49 CFR § 40.135 - What does the MRO tell the employee at the beginning of the verification interview?
(a) As the MRO, you must tell the employee that the laboratory has determined that the employee's test result was positive, adulterated, substituted, or invalid, as applicable. You must also tell the employee of the drugs for which his or her specimen tested positive, or the basis for the finding of adulteration or substitution.
(c) You must explain that, if further medical evaluation is needed for the verification process, the employee must comply with your request for this evaluation and that failure to do so is equivalent of expressly declining to discuss the test result.
(d) As the MRO, you must warn an employee who has a confirmed positive, adulterated, substituted or invalid result that you are required to provide to third parties drug test result information and medical information affecting the performance of safety-sensitive duties that the employee gives you in the verification process without the employee's consent (see § 40.327).
(1) You must give this warning to the employee before obtaining any medical information as part of the verification process.
(2) For purposes of this paragraph (d), medical information includes information on medications or other substances affecting the performance of safety-sensitive duties that the employee reports using or medical conditions the employee reports having.
(3) For purposes of this paragraph (d), the persons to whom this information may be provided include the employer, a SAP evaluating the employee as part of the return to duty process (see § 40.293(g)), DOT, another Federal safety agency (e.g., the NTSB), or any state safety agency as required by state law.

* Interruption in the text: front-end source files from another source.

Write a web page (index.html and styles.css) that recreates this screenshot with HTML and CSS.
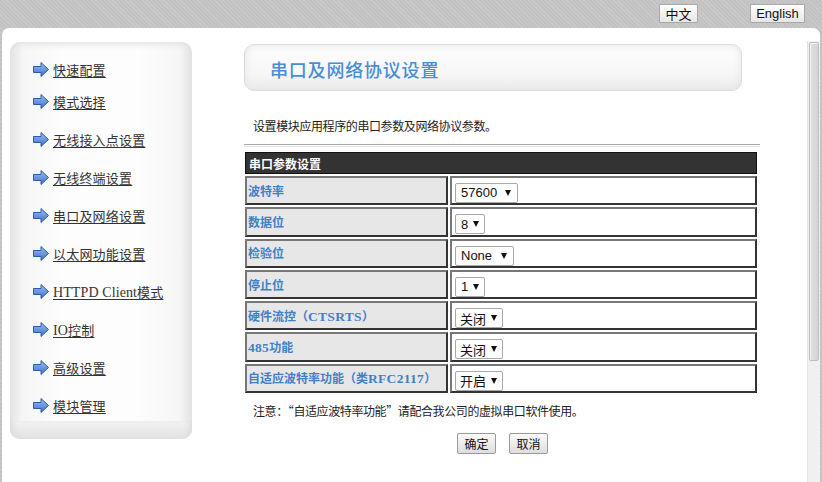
FILE: index.html
```html
<!DOCTYPE html>
<html lang="zh-CN">
<head>
<meta charset="utf-8">
<title>串口及网络协议设置</title>
<link rel="stylesheet" href="styles.css">
</head>
<body>
<div class="topbar">
  <button class="lang lang-cn">中文</button>
  <button class="lang lang-en">English</button>
</div>
<div class="panel">
  <div class="sidebar">
    <ul class="menu">
      <li class="first"><svg class="arr" viewBox="0 0 16 15" width="16" height="15"><defs><linearGradient id="g" x1="0" y1="0" x2="0" y2="1"><stop offset="0" stop-color="#9cc0f0"/><stop offset="1" stop-color="#3c70c6"/></linearGradient></defs><polygon points="0.5,4.5 8,4.5 8,0.5 15.5,7.5 8,14.5 8,10.5 0.5,10.5" fill="url(#g)" stroke="#2d5cab" stroke-width="1"/></svg><a href="#">快速配置</a></li>
      <li><svg class="arr" viewBox="0 0 16 15" width="16" height="15"><polygon points="0.5,4.5 8,4.5 8,0.5 15.5,7.5 8,14.5 8,10.5 0.5,10.5" fill="url(#g)" stroke="#2d5cab" stroke-width="1"/></svg><a href="#">模式选择</a></li>
      <li><svg class="arr" viewBox="0 0 16 15" width="16" height="15"><polygon points="0.5,4.5 8,4.5 8,0.5 15.5,7.5 8,14.5 8,10.5 0.5,10.5" fill="url(#g)" stroke="#2d5cab" stroke-width="1"/></svg><a href="#">无线接入点设置</a></li>
      <li><svg class="arr" viewBox="0 0 16 15" width="16" height="15"><polygon points="0.5,4.5 8,4.5 8,0.5 15.5,7.5 8,14.5 8,10.5 0.5,10.5" fill="url(#g)" stroke="#2d5cab" stroke-width="1"/></svg><a href="#">无线终端设置</a></li>
      <li><svg class="arr" viewBox="0 0 16 15" width="16" height="15"><polygon points="0.5,4.5 8,4.5 8,0.5 15.5,7.5 8,14.5 8,10.5 0.5,10.5" fill="url(#g)" stroke="#2d5cab" stroke-width="1"/></svg><a href="#">串口及网络设置</a></li>
      <li><svg class="arr" viewBox="0 0 16 15" width="16" height="15"><polygon points="0.5,4.5 8,4.5 8,0.5 15.5,7.5 8,14.5 8,10.5 0.5,10.5" fill="url(#g)" stroke="#2d5cab" stroke-width="1"/></svg><a href="#">以太网功能设置</a></li>
      <li><svg class="arr" viewBox="0 0 16 15" width="16" height="15"><polygon points="0.5,4.5 8,4.5 8,0.5 15.5,7.5 8,14.5 8,10.5 0.5,10.5" fill="url(#g)" stroke="#2d5cab" stroke-width="1"/></svg><a href="#"><span class="lat">HTTPD Client</span>模式</a></li>
      <li><svg class="arr" viewBox="0 0 16 15" width="16" height="15"><polygon points="0.5,4.5 8,4.5 8,0.5 15.5,7.5 8,14.5 8,10.5 0.5,10.5" fill="url(#g)" stroke="#2d5cab" stroke-width="1"/></svg><a href="#"><span class="lat">IO</span>控制</a></li>
      <li><svg class="arr" viewBox="0 0 16 15" width="16" height="15"><polygon points="0.5,4.5 8,4.5 8,0.5 15.5,7.5 8,14.5 8,10.5 0.5,10.5" fill="url(#g)" stroke="#2d5cab" stroke-width="1"/></svg><a href="#">高级设置</a></li>
      <li><svg class="arr" viewBox="0 0 16 15" width="16" height="15"><polygon points="0.5,4.5 8,4.5 8,0.5 15.5,7.5 8,14.5 8,10.5 0.5,10.5" fill="url(#g)" stroke="#2d5cab" stroke-width="1"/></svg><a href="#">模块管理</a></li>
    </ul>
    <div class="sidebar-foot"></div>
  </div>
  <div class="main">
    <div class="titlebox"><h1>串口及网络协议设置</h1></div>
    <p class="desc">设置模块应用程序的串口参数及网络协议参数。</p>
    <div class="rule"></div>
    <table class="settings">
      <tr><th colspan="2">串口参数设置</th></tr>
      <tr><td class="lbl">波特率</td><td class="val"><span class="sel w57600">57600<span class="tri"></span></span></td></tr>
      <tr><td class="lbl">数据位</td><td class="val"><span class="sel w8">8<span class="tri"></span></span></td></tr>
      <tr><td class="lbl">检验位</td><td class="val"><span class="sel wnone">None<span class="tri"></span></span></td></tr>
      <tr><td class="lbl">停止位</td><td class="val"><span class="sel w8">1<span class="tri"></span></span></td></tr>
      <tr><td class="lbl">硬件流控（<span class="lat">CTSRTS</span>）</td><td class="val"><span class="sel wcn">关闭<span class="tri"></span></span></td></tr>
      <tr><td class="lbl"><span class="lat">485</span>功能</td><td class="val"><span class="sel wcn">关闭<span class="tri"></span></span></td></tr>
      <tr><td class="lbl">自适应波特率功能（类<span class="lat">RFC2117</span>）</td><td class="val"><span class="sel wcn">开启<span class="tri"></span></span></td></tr>
    </table>
    <p class="note">注意：“自适应波特率功能”请配合我公司的虚拟串口软件使用。</p>
    <div class="actions">
      <button class="btn">确定</button>
      <button class="btn">取消</button>
    </div>
  </div>
  <div class="scrollbar"><div class="thumb"></div></div>
</div>
</body>
</html>
```
FILE: styles.css
```css
html, body {
  margin: 0;
  padding: 0;
  height: 100%;
  overflow: hidden;
}
body {
  background: repeating-linear-gradient(45deg, #cacaca 0, #cacaca 1px, #c2c2c2 1px, #c2c2c2 3px);
  font-family: "Noto Sans CJK SC", sans-serif;
  color: #333;
}
.topbar {
  height: 28px;
  display: flex;
  align-items: flex-start;
  padding-top: 4px;
  box-sizing: border-box;
}
.lang {
  height: 19px;
  border: 1px solid #a8a8a8;
  background: linear-gradient(#ffffff, #e6e6e6);
  font-size: 13px;
  line-height: 16px;
  padding: 0;
  color: #111;
  border-radius: 1px;
}
.lang-cn {
  margin-left: 659px;
  width: 39px;
  font-family: "Noto Sans CJK SC", sans-serif;
  font-size: 13px;
}
.lang-en {
  margin-left: 52px;
  width: 55px;
  font-family: "Liberation Sans", Arial, sans-serif;
}
.panel {
  margin: 0 2px;
  height: calc(100% - 28px);
  background: #fff;
  border-radius: 7px 7px 0 0;
  display: flex;
  align-items: flex-start;
}
.sidebar {
  margin-left: 8px;
  margin-top: 14px;
  width: 182px;
  border-radius: 10px;
  background: linear-gradient(to right, #e2e2e2 0, #f6f6f6 7%, #fdfdfd 30%, #fdfdfd 70%, #f6f6f6 93%, #e2e2e2 100%);
  box-shadow: inset 0 6px 6px -4px #e0e0e0;
  display: flex;
  flex-direction: column;
}
.menu {
  list-style: none;
  margin: 0;
  padding: 17px 0 0 23px;
}
.menu li {
  height: 20px;
  display: flex;
  align-items: center;
  margin-bottom: 18px;
  font-family: "Liberation Serif", "Noto Sans CJK SC", serif;
  font-size: 13px;
}
.menu li.first {
  margin-bottom: 12px;
}
.menu li:last-child {
  margin-bottom: 6px;
}
.menu .arr {
  flex: none;
  margin-right: 4px;
}
.menu a {
  color: #333;
  text-decoration: underline;
  text-underline-offset: 2px;
  letter-spacing: 0.2px;
  white-space: nowrap;
}
.menu .lat {
  font-size: 14px;
  letter-spacing: 0.1px;
}
.sidebar-foot {
  height: 18px;
  border-radius: 0 0 10px 10px;
  background: linear-gradient(#f2f2f2, #e2e2e2);
  box-shadow: inset 6px 0 6px -4px #d8d8d8, inset -6px 0 6px -4px #d8d8d8;
}
.main {
  margin-left: 51px;
  margin-top: 16px;
  width: 517px;
  display: flex;
  flex-direction: column;
}
.titlebox {
  margin-left: 1px;
  width: 496px;
  height: 45px;
  border: 1px solid #dcdcdc;
  border-radius: 10px;
  background: linear-gradient(to bottom, #fdfdfd 0, #f7f7f7 60%, #ececec 100%);
  box-shadow: inset 0 0 8px #e4e4e4;
  display: flex;
  align-items: center;
}
.titlebox h1 {
  margin: 2px 0 0 25px;
  font-size: 18px;
  font-weight: 500;
  letter-spacing: 0.8px;
  color: #4b8dd4;
}
.desc {
  margin: 27px 0 0 10px;
  font-size: 12px;
  line-height: 16px;
  letter-spacing: -0.4px;
  color: #222;
}
.rule {
  margin: 10px 0 0 1px;
  height: 1px;
  border-top: 1px solid #aaa;
  border-bottom: 1px solid #e0e0e0;
}
.settings {
  margin-top: 3px;
  width: 516px;
  border-collapse: separate;
  border-spacing: 2px;
}
.settings th {
  height: 20px;
  padding: 0 0 0 3px;
  background: #333;
  border: 1px solid #111;
  color: #fff;
  text-align: left;
  font-size: 12px;
  font-weight: bold;
  font-family: "Noto Sans CJK SC", sans-serif;
}
.settings td {
  height: 25.3px;
  padding: 0;
  border: 2px solid;
  border-color: #777 #333 #333 #777;
}
.settings td.lbl {
  width: 198px;
  background: #e7e7e7;
  padding-left: 1px;
  color: #3f80c8;
  font-weight: bold;
  font-size: 12px;
  font-family: "Liberation Serif", "Noto Sans CJK SC", serif;
  white-space: nowrap;
}
.settings td.lbl .lat {
  font-size: 13.5px;
  letter-spacing: 0.3px;
}
.settings td.val {
  background: #fff;
  padding-left: 3px;
}
.sel {
  display: inline-flex;
  align-items: center;
  justify-content: space-between;
  box-sizing: border-box;
  height: 20px;
  padding: 0 6px 0 5px;
  border: 1px solid #a9a9a9;
  border-radius: 2px;
  background: #fff;
  font-family: "Liberation Sans", "Noto Sans CJK SC", sans-serif;
  font-size: 13px;
  color: #111;
  vertical-align: middle;
  white-space: nowrap;
}
.tri {
  flex: none;
  width: 0;
  height: 0;
  margin-left: 5px;
  border-left: 3.5px solid transparent;
  border-right: 3.5px solid transparent;
  border-top: 6px solid #111;
}
.w57600 { width: 63px; }
.w8 { width: 30px; }
.wnone { width: 59px; }
.wcn { width: 48px; padding: 0 6px 0 4px; }
.note {
  margin: 8px 0 0 10px;
  font-size: 12px;
  line-height: 16px;
  letter-spacing: -0.4px;
  color: #222;
}
.actions {
  margin-top: 14px;
  display: flex;
  justify-content: center;
  gap: 13px;
  padding-left: 2px;
}
.btn {
  width: 39px;
  height: 21px;
  padding: 0;
  border: 1px solid #9a9a9a;
  border-radius: 2px;
  background: linear-gradient(#fafafa, #dedede);
  font-family: "Noto Sans CJK SC", sans-serif;
  font-size: 12px;
  color: #111;
}
.scrollbar {
  margin-left: auto;
  margin-top: 13px;
  width: 13px;
  height: calc(100% - 13px);
  background: #f0f0f0;
  border-left: 1px solid #e2e2e2;
  box-sizing: border-box;
  padding: 1px 1px 0 1px;
}
.thumb {
  height: 317px;
  border: 1px solid #bdbdbd;
  border-radius: 2px;
  background: linear-gradient(to right, #e0e0e0, #d4d4d4);
  box-shadow: inset 1px 1px 0 #f4f4f4;
}
```
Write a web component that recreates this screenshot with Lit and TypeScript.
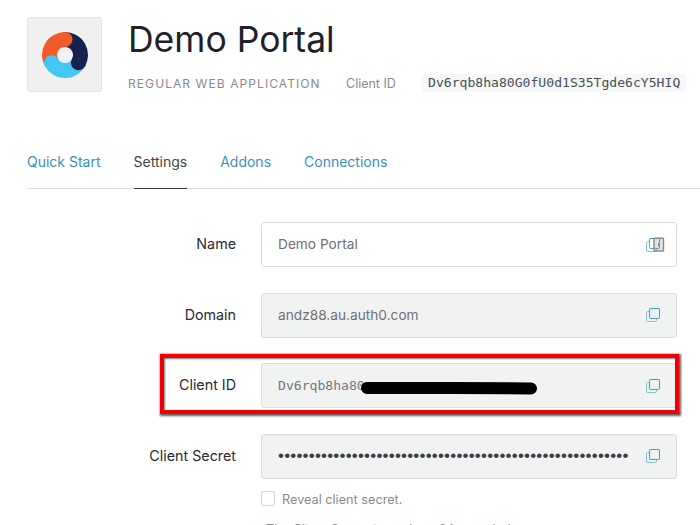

(e) You must also advise the employee that, before informing any third party about any medication the employee is using pursuant to a legally valid prescription consistent with the Controlled Substances Act, you will allow 5 business days from the date you report the verified negative result for the employee to have the prescribing physician contact you to determine if the medication can be changed to one that does not make the employee medically unqualified or does not pose a significant safety risk. If, in your reasonable medical judgment, a medical qualification issue or a significant safety risk remains after you communicate with the employee's prescribing physician or after 5 business days, whichever is shorter, you must follow § 40.327. If, as the MRO, you receive information that eliminates the medical qualification issue or significant safety risk, you must transmit this information to any third party to whom you previously provided information under § 40.327.